Distribution of the Number of Corners in Tree--like Tableaux

TL;DR

This paper investigates the distribution of corners in tree-like tableaux, revealing that their number follows a normal distribution asymptotically, and connects these combinatorial structures to particle system models like PASEP.

Contribution

It establishes the asymptotic normality of the number of corners in tree-like tableaux and explores their connection to the PASEP model.

Findings

Number of corners is asymptotically normally distributed.

Tree-like tableaux are connected to permutation tableaux and PASEP.

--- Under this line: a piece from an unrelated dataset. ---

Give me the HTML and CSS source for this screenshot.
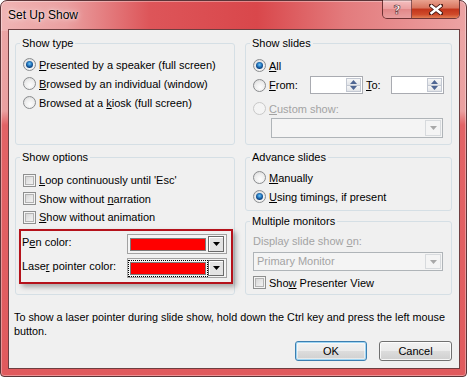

The total number of corners relates to the system's current activity.

Abstract

In this paper, we study tree--like tableaux and some of their probabilistic properties. Tree--like tableaux are in bijection with other combinatorial structures, including permutation tableaux, and have a connection to the partially asymmetric simple exclusion process (PASEP), an important model of an interacting particles system. In particular, in the context of tree-like tableaux, a corner corresponds to a node occupied by a particle that could jump to the right while inner corners indicate a particle with an empty node to its left. Thus, the total number of corners represents the number of nodes at which PASEP can move, i. e. the total current activity of the system. As the number of inner corners and regular corners is connected, we limit our discussion to just regular corners and show that asymptotically, the number of corners in a tableau of length $n$ is normally distributed.